== WHAT IS BEING ASKED ==
Everything from the first line of the data below through the line that contains "import React from 'react';" should be written out exactly, please, and nothing more; the pictures stay out.

##########

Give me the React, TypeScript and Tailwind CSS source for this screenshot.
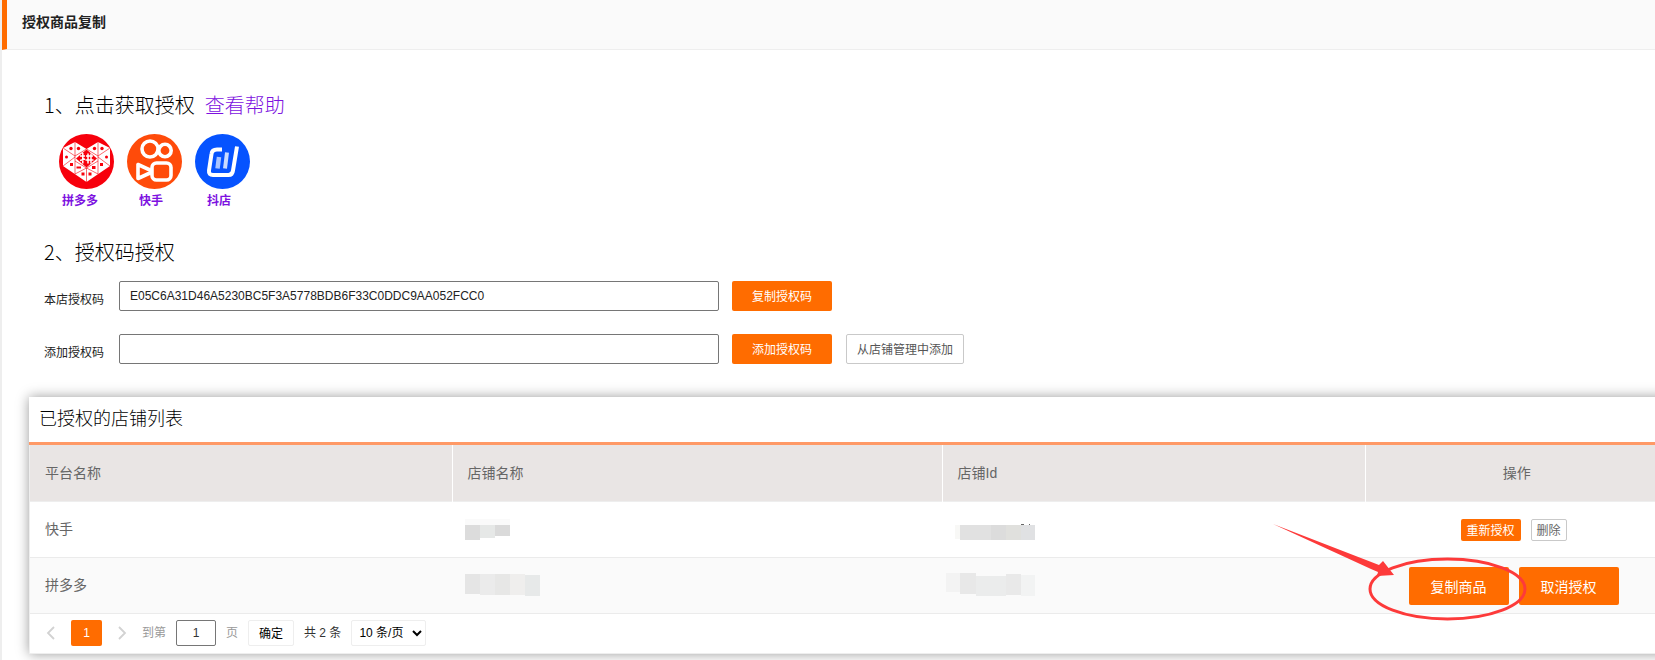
import React from 'react';

const platforms = [
  { name: '拼多多', labelClass: 'pl-[3px]', Logo: PinduoduoLogo },
  { name: '快手', labelClass: 'pl-3', Logo: KuaishouLogo },
  { name: '抖店', labelClass: 'pl-3', Logo: DoudianLogo },
];

function PinduoduoLogo() {
  return (
    <svg viewBox="0 0 55 55" className="size-[55px]" aria-hidden="true">
      <circle cx="27.5" cy="27.5" r="27.5" fill="#f7000c" />
      <path d="M16 8 27.5 15 39 8 51 14V32L27.5 48 4 32V14Z" fill="#fff" />
      <g stroke="#f7000c" strokeWidth="0.6" fill="none">
        <path d="M16 8V40M39 8V40M4 14 16 22 27.5 15M51 14 39 22 27.5 15M4 32 16 23M51 32 39 23M16 27 27.5 34 16 40M39 27 27.5 34 39 40M27.5 34V48" />
      </g>
      <path d="M27.5 15.500 38 24.500 27.5 33.500 17 24.500Z" fill="#f7000c" />
      <g stroke="#fff" strokeWidth="1.5" fill="none">
        <path d="M21 22h5M23.800 19v10.500M21 26.500l5-1.500M27 22h7M26.500 26h8M29 19.500v10M32 19.500v10" />
      </g>
      <g fill="#f7000c">
        <circle cx="12" cy="14.500" r="1.7" />
        <circle cx="19.500" cy="14.500" r="1.7" />
        <circle cx="35.500" cy="14.500" r="1.7" />
        <circle cx="43" cy="14.500" r="1.7" />
        <circle cx="7.500" cy="23" r="1.5" />
        <circle cx="47.500" cy="23" r="1.5" />
        <path d="M11 29h3v3h-3zM41 29h3v3h-3zM17.500 32.500h4.500v2h-4.500zM33 32h3.500v3H33zM22.500 38.500h3v3h-3zM29.500 38.500h3v3h-3z" />
      </g>
    </svg>
  );
}

function KuaishouLogo() {
  return (
    <svg viewBox="0 0 55 55" className="size-[55px]" aria-hidden="true">
      <circle cx="27.5" cy="27.5" r="27.5" fill="#ff4b0a" />
      <g fill="none" stroke="#fff" strokeWidth="3.6" strokeLinejoin="round">
        <circle cx="23" cy="15" r="8" />
        <circle cx="38" cy="16.500" r="6.200" />
        <rect x="25" y="29" width="19" height="17" rx="4.500" />
        <path d="M11 30.500v14l13-6v-2z" />
      </g>
    </svg>
  );
}

function DoudianLogo() {
  return (
    <svg viewBox="0 0 55 55" className="size-[55px]" aria-hidden="true">
      <circle cx="27.5" cy="27.5" r="27.5" fill="#0653ff" />
      <path
        d="M27 15.500h-5q-5 0-5.500 4.500l-2.500 16.500q-.5 4.500 4 4.500h15.500q4 0 4.500-4.500L42 12.500"
        fill="none"
        stroke="#fff"
        strokeWidth="4"
      />
      <path d="m24 23-1.500 11.500" stroke="#a9c4ff" strokeWidth="4.500" />
      <path d="m32 18.500-2 16" stroke="#c9dbff" strokeWidth="4" />
    </svg>
  );
}

/* Pixelated strips that hide the shop names and ids */
function Mosaic({ cells }: { cells: [number, number, number, number, string][] }) {
  return (
    <svg viewBox="0 0 92 26" className="-ml-[11px] block h-[26px] w-[92px]" aria-hidden="true">
      {cells.map(([x, y, w, h, fill], i) => (
        <rect key={i} x={x} y={y} width={w} height={h} fill={fill} />
      ))}
    </svg>
  );
}

const shops: {
  platform: string;
  name: [number, number, number, number, string][];
  id: [number, number, number, number, string][];
}[] = [
  {
    platform: '快手',
    name: [
      [9, 3, 45, 6, '#fafafa'],
      [9, 9, 15, 15, '#dcdcdc'],
      [24, 9, 15, 13, '#e6e8e7'],
      [39, 9, 15, 11, '#dadada'],
    ],
    id: [
      [9, 9, 6, 14, '#f8f8f6'],
      [14, 9, 31, 15, '#e1e1e1'],
      [45, 9, 15, 15, '#dcdcdc'],
      [60, 9, 15, 15, '#e0e0dd'],
      [75, 9, 14, 15, '#e0e1e3'],
      [75, 8, 3, 1, '#666666'],
      [83, 8, 1, 1, '#666666'],
    ],
  },
  {
    platform: '拼多多',
    name: [
      [9, 2, 15, 20, '#e5e5e5'],
      [24, 2, 15, 21, '#ebebeb'],
      [39, 2, 15, 21, '#e7e7e6'],
      [54, 2, 15, 21, '#efeeed'],
      [69, 3, 15, 21, '#e7e9e9'],
    ],
    id: [
      [0, 1, 15, 19, '#f3f3f3'],
      [14, 1, 16, 21, '#e8e8e8'],
      [30, 4, 30, 20, '#ebecec'],
      [60, 2, 15, 21, '#e9e9e9'],
      [75, 3, 14, 21, '#f2f3f3'],
    ],
  },
];

/* Hand-drawn arrow and circle around the copy button */
function Callout() {
  return (
    <svg
      viewBox="0 0 260 105"
      className="pointer-events-none absolute -top-[47px] -left-[139px] h-[105px] w-[260px]"
      aria-hidden="true"
    >
      <ellipse cx="177.500" cy="69" rx="77.500" ry="30" fill="none" stroke="#fd3a3a" strokeWidth="3" />
      <path d="M3 4 109 45l4-4 11 14-17 1 1-4-7-3Z" fill="#fd3a3a" />
    </svg>
  );
}

function ShopTable() {
  return (
    <table className="w-full table-fixed border-collapse text-sm text-[#666]">
      <colgroup>
        <col className="w-[422px]" />
        <col className="w-[490px]" />
        <col className="w-[423px]" />
        <col />
      </colgroup>
      <thead>
        <tr className="h-14 border-b border-[#eee] bg-[#e9e5e4] text-left">
          <th className="border-r border-white px-[15px] font-normal">平台名称</th>
          <th className="border-r border-white px-[15px] font-normal">店铺名称</th>
          <th className="border-r border-white px-[15px] font-normal">店铺Id</th>
          <th className="text-center font-normal">操作</th>
        </tr>
      </thead>
      <tbody>
        {shops.map((shop, i) => (
          <tr key={shop.platform} className="h-14 border-b border-[#ebebeb] even:bg-[#fafafa]">
            <td className="px-[15px]">{shop.platform}</td>
            <td className="px-[15px]"><Mosaic cells={shop.name} /></td>
            <td className="px-[15px]"><Mosaic cells={shop.id} /></td>
            <td className="pt-0.5 pr-1.5">
              {i === 0 ? (
                <div className="flex justify-center gap-2.5 text-xs">
                  <button className="h-[22px] w-[60px] rounded-xs bg-[#ff6c00] pt-0.5 text-white">重新授权</button>
                  <button className="h-[22px] w-9 rounded-xs border border-[#c9c9c9] bg-white pt-0.5">删除</button>
                </div>
              ) : (
                <div className="flex justify-center gap-2.5">
                  <div className="relative">
                    <button className="h-[38px] w-[100px] rounded-xs bg-[#ff6c00] pt-0.5 text-white">复制商品</button>
                    <Callout />
                  </div>
                  <button className="h-[38px] w-[100px] rounded-xs bg-[#ff6c00] pt-0.5 text-white">取消授权</button>
                </div>
              )}
            </td>
          </tr>
        ))}
      </tbody>
    </table>
  );
}

function Pagination() {
  return (
    <nav className="flex h-[39px] items-center pl-[15px] text-xs text-[#333]" aria-label="分页">
      <button className="flex w-[26px] text-[#d2d2d2]" aria-label="上一页">
        <svg viewBox="0 0 10 14" className="ml-px h-3.5 w-2.5" fill="none" stroke="currentColor" strokeWidth="1.8"><path d="M8 1 2 7l6 6" /></svg>
      </button>
      <button className="h-[26px] w-[31px] rounded-xs bg-[#ff6c00] text-white" aria-current="page">1</button>
      <button className="flex w-10 justify-center text-[#d2d2d2]" aria-label="下一页">
        <svg viewBox="0 0 10 14" className="h-3.5 w-2.5" fill="none" stroke="currentColor" strokeWidth="1.8"><path d="m2 1 6 6-6 6" /></svg>
      </button>
      <label className="flex items-center gap-2.5 text-[#999]">
        到第
        <input className="h-[26px] w-10 rounded-xs border border-[#767676] text-center text-[#333]" defaultValue="1" />
        页
      </label>
      <button className="ml-2.5 h-[26px] w-[46px] rounded-xs border border-[#eee] pt-0.5 text-black">确定</button>
      <span className="mx-2.5">共 2 条</span>
      <select className="h-[26px] w-[75px] rounded-xs border border-[#eee] bg-white pl-[3px] text-black" aria-label="每页条数">
        <option>10 条/页</option>
      </select>
    </nav>
  );
}

export default function App() {
  return (
    <div className="min-h-screen overflow-hidden border-l-2 border-[#eee] bg-white font-['Liberation_Sans','Noto_Sans_CJK_SC',sans-serif] text-[#222]">
      <header className="flex h-[50px] border-b border-l-5 border-b-[#eee] border-l-[#ff6c00] bg-[#fafafa] pt-3 pl-[15px]">
        <h1 className="text-sm font-bold">授权商品复制</h1>
      </header>

      <main className="pt-10">
        <section className="pl-[42px]">
          <h2 className="flex gap-2.5 font-['Noto_Sans_CJK_SC',sans-serif] text-xl leading-[30px] font-light text-black">
            1、点击获取授权
            <a href="#help" className="text-[#7d12e0]">查看帮助</a>
          </h2>
          <div className="mt-3.5 flex gap-[13px] pl-[15px]">
            {platforms.map(({ name, labelClass, Logo }) => (
              <a key={name} href="#auth" className="block w-[55px] text-xs font-bold text-[#7d12e0]">
                <Logo />
                <span className={`block pt-1 leading-4 ${labelClass}`}>{name}</span>
              </a>
            ))}
          </div>
        </section>

        <section className="mt-7 pl-[42px] text-xs">
          <h2 className="font-['Noto_Sans_CJK_SC',sans-serif] text-xl leading-[30px] font-light text-black">2、授权码授权</h2>
          <div className="mt-3.5 flex items-center">
            <label htmlFor="own-code" className="w-[75px] pt-2">本店授权码</label>
            <input
              id="own-code"
              className="h-[30px] w-[600px] rounded-xs border border-[#767676] px-2.5"
              defaultValue="E05C6A31D46A5230BC5F3A5778BDB6F33C0DDC9AA052FCC0"
            />
            <button className="ml-[13px] h-[30px] w-[100px] rounded-xs bg-[#ff6c00] pt-0.5 text-white">复制授权码</button>
          </div>
          <div className="mt-[23px] flex items-center">
            <label htmlFor="add-code" className="w-[75px] pt-2">添加授权码</label>
            <input id="add-code" className="h-[30px] w-[600px] rounded-xs border border-[#767676] px-2.5" />
            <button className="ml-[13px] h-[30px] w-[100px] rounded-xs bg-[#ff6c00] pt-0.5 text-white">添加授权码</button>
            <button className="ml-3.5 h-[30px] w-[118px] rounded-xs border border-[#c9c9c9] pt-0.5 text-[#555]">从店铺管理中添加</button>
          </div>
        </section>

        <section className="mt-[33px] -mr-[14px] ml-[27px] bg-white shadow-[0_0_12px_rgba(0,0,0,0.4)]">
          <h2 className="h-12 border-b-3 border-[#ff9966] pl-2.5 text-lg leading-[45px] font-light text-black">已授权的店铺列表</h2>
          <div className="border border-t-0 border-[#eee]">
            <ShopTable />
            <Pagination />
          </div>
        </section>
      </main>
    </div>
  );
}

##########

== RESULT FOR THIS EXERCISE ==
Give me the React, TypeScript and Tailwind CSS source for this screenshot.
import React from 'react';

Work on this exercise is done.